I also spoke to a friend about her application to N.Y.U. She wrote about experiencing homelessness at one point in her life. I asked how she felt as she wrote about that, and she said that it was “difficult to write, rather forced — and I had an interesting experience rereading it when I graduated, because I had sort of programmed myself to think of myself as less-than, as inferior.” Her application described her poverty, her living briefly in a shelter, as well as her dad not being present in her life. I asked why she wrote about her hardships, and she said, “Because I had to get into school and advisers emphasized, like, sell your pain.”
“It was a flex,” she said, to go to a prestigious school like N.Y.U. “But I didn’t feel like I should have been there.” She had the grades, she had the credentials, but she lacked self-esteem, partly because she forced herself to write about moments in her life she wasn’t proud of. So for the longest time she felt her N.Y.U. acceptance was undeserved. She would stay under the radar in classes, instead of making her presence known. Her essay had become an internalized mind-set.
I spoke to one of my younger brother’s teachers, Aaron Jones, who also attended Morehouse, and he said, “Teachers promoted it” — the personal statement about hardships. But he wanted to show the admissions officers what he was capable of and decided that if he wrote about his neighborhood in Annapolis, Md., “it would put me in a box.”
This box was the clichéd story of a Black kid in America. Mr. Jones said that if he had wanted to go to a P.W.I. — a predominantly white institution — then a sob story would have been more important, but since he wanted to go to a historically Black institution, he could showcase his abilities. He emphasized that students of color have more to offer than the cliché. He said, “The sob story can be truth, but it’s not all said all.” He argued that college is the gateway to experiencing a fresh start and that bringing old baggage with you only limits your growth. He ended up writing about a teacher who had mentored him since the fifth grade.
Mr. Sinckler, my friend who went to N.Y.U., Mr. Jones and I had gone to different high schools, and we had all been given the same message. But it wasn’t just the advisers; I was hearing it from family and neighbors. Everyone around me seemed to know this was what colleges were looking for, to the point where it didn’t even have to be spoken. I felt like the college system was forcing us to embody something that was less than what we are. Were colleges just looking for a check on a checklist? Were they looking for a slap on the back for saving us from our circumstances?
As I kept rewriting my personal statement, it kept sounding clichéd. It was my authentic experience, but I felt that trauma overwhelmed my drafts. I didn’t want to be a victim anymore. I didn’t want to promote that narrative. I wanted college to be a new beginning for me. At the time, my mom, a part-time health aide, was taking care of a patient who used a wheelchair. My mom was sometimes unable to pick him up at the bus stop, as she was just getting off her second job, so I took on that responsibility.

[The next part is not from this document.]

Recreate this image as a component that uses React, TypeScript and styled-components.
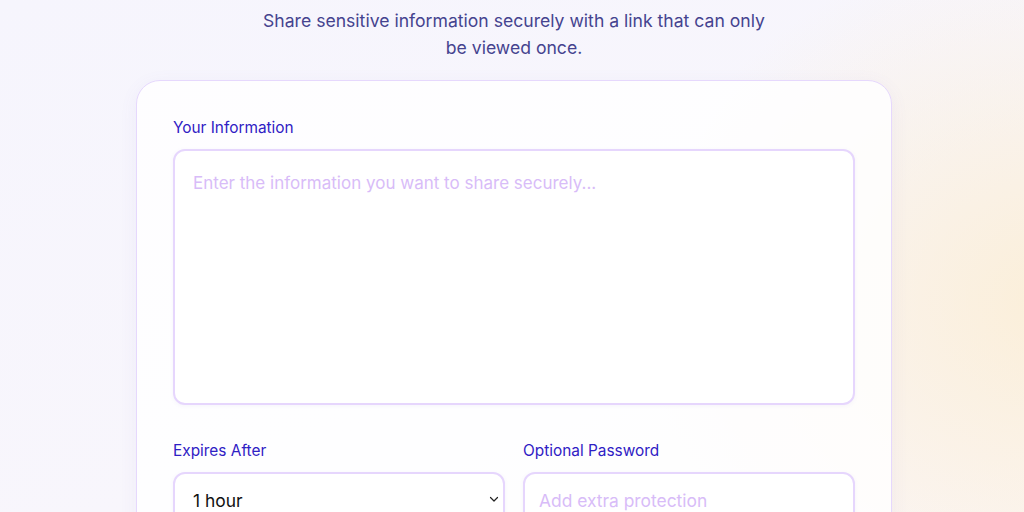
import React from "react";
import styled, { createGlobalStyle } from "styled-components";

const GlobalStyle = createGlobalStyle`
  html, body {
    margin: 0;
    padding: 0;
  }
  body {
    font-family: Inter, "Noto Sans", sans-serif;
    background:
      radial-gradient(ellipse 420px 360px at 1060px 300px, rgba(252, 236, 205, 0.75), rgba(252, 236, 205, 0) 100%),
      linear-gradient(160deg, #f6f5fd 0%, #f8f6fc 60%, #fbf6f6 100%);
    min-height: 512px;
    overflow: hidden;
  }
`;

const Page = styled.main`
  display: flex;
  flex-direction: column;
  align-items: center;
  padding: 7px 0 0 4px;
`;

const Intro = styled.p`
  margin: 0 0 19px;
  max-width: 520px;
  text-align: center;
  font-size: 17.6px;
  line-height: 27px;
  color: #45438f;
`;

const Card = styled.section`
  width: 756px;
  box-sizing: border-box;
  padding: 37px 36px 36px;
  background: rgba(255, 255, 255, 0.82);
  border: 1px solid #e6d8fd;
  border-radius: 24px;
  box-shadow: 0 4px 18px rgba(120, 100, 200, 0.07);
`;

const Field = styled.label`
  display: flex;
  flex-direction: column;
  gap: 11px;
`;

const Label = styled.span`
  font-size: 15.4px;
  line-height: 20px;
  color: #2f20c4;
`;

const fieldBox = `
  box-sizing: border-box;
  width: 100%;
  border: 2px solid #e6d6fd;
  border-radius: 12px;
  background: #fff;
  font-family: Inter, "Noto Sans", sans-serif;
  font-size: 17.4px;
  color: #111;
  outline: none;
  box-shadow: 0 1px 4px rgba(110, 90, 190, 0.06);
  &::placeholder {
    color: #d8bcf8;
  }
`;

const TextArea = styled.textarea`
  ${fieldBox}
  height: 256px;
  padding: 20px 18px;
  resize: none;
  line-height: 24px;
  font-size: 17px;
`;

const Row = styled.div`
  display: grid;
  grid-template-columns: 332px 1fr;
  gap: 18px;
  margin-top: 36px;
`;

const SelectWrap = styled.div`
  position: relative;
`;

const Select = styled.select`
  ${fieldBox}
  appearance: none;
  height: 56px;
  padding: 0 36px 0 18px;
`;

const Chevron = styled.svg`
  position: absolute;
  right: 5px;
  top: 21px;
  pointer-events: none;
`;

const Input = styled.input`
  ${fieldBox}
  height: 56px;
  padding: 0 14px;
`;

export default function App() {
  return (
    <>
      <GlobalStyle />
      <Page>
        <Intro>
          Share sensitive information securely with a link that can only be
          viewed once.
        </Intro>
        <Card>
          <Field>
            <Label>Your Information</Label>
            <TextArea placeholder="Enter the information you want to share securely..." />
          </Field>
          <Row>
            <Field>
              <Label>Expires After</Label>
              <SelectWrap>
                <Select defaultValue="1h">
                  <option value="1h">1 hour</option>
                  <option value="24h">24 hours</option>
                  <option value="7d">7 days</option>
                </Select>
                <Chevron width="12" height="12" viewBox="0 0 12 12">
                  <path d="M2.5 4.5 6 8l3.5-3.5" fill="none" stroke="#222" strokeWidth="1.2" strokeLinecap="round" strokeLinejoin="round" />
                </Chevron>
              </SelectWrap>
            </Field>
            <Field>
              <Label>Optional Password</Label>
              <Input type="password" placeholder="Add extra protection" />
            </Field>
          </Row>
        </Card>
      </Page>
    </>
  );
}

I would wait for her patient at the bus stop; I would make sure he ate, and I would play music for him until my mom got home. I also wrote about my relationship with my middle school janitor. I used both of these stories to show the importance of diversity and the value of respecting everyone regardless of physical ability, status or class. After writing this, there weren’t any feelings of regret. I felt free.
Trauma is one of life’s teachers. We are molded by it, and some will choose to write about it urgently, passionately. Yet I would encourage those who feel like their stories were written in tragedy to rethink that, as I did. When you open your mind to all the other things you can offer in life, it becomes liberating. Let’s show college admissions officers what they’re missing out on, not what they already know.
Elijah Megginson is a graduating senior at Uncommon Charter High School in Crown Heights, Brooklyn, who is still choosing between several colleges for the fall.